11:50 AM E5/D4-11 Effects of Nanoscale Morphology on the Abrasion of Steel by Diamondlike Carbon
S.J. Harris (General Motors R&D Center)
Ceramic coatings can improve the resistance to rolling contact fatigue by polishing or abrading the parts against which they rub. Thus, the abrasiveness of a coating is a property which can control its usefulness as a tribological coating. We use a ball-on-disk tribometer with a steel ball on 5 commercial and 1 in-house metal-containing DLC coatings, examining the abrasive wear on the steel. Abrasiveness of the coatings varies by 3 orders of magnitude. We show that the abrasiveness of a coating is an extraordinarily strong function of the nanoindentation hardness of the films.
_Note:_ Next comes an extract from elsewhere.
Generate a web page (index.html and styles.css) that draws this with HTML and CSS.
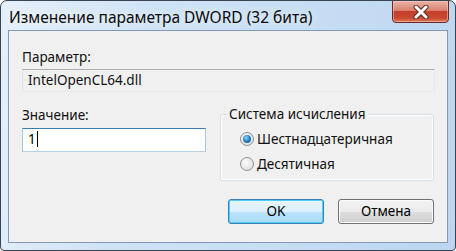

We show that small-scale surface morphology, on the order of 100 nm or less, is strongly correlated with abrasiveness; while larger scale morphology, on the order of 1 mm or greater, is not correlated with abrasiveness. The difference can be explained in terms of a model for abrasive wear. AFM measurements of the surface height distribution functions allow us to find a quantitative relationship between abrasiveness and asperity shape and height which cannot be observed with an optical profilometer. The abrasiveness of a coating decreases rapidly as the height distribution changes. We find a scaling relationship which shows that rates of loss of abrasiveness for all of the coatings are remarkably similar in spite of the large differences in the abrasiveness of the different coatings. These relationships allow us to predict the amount of abrasive wear in complex situations.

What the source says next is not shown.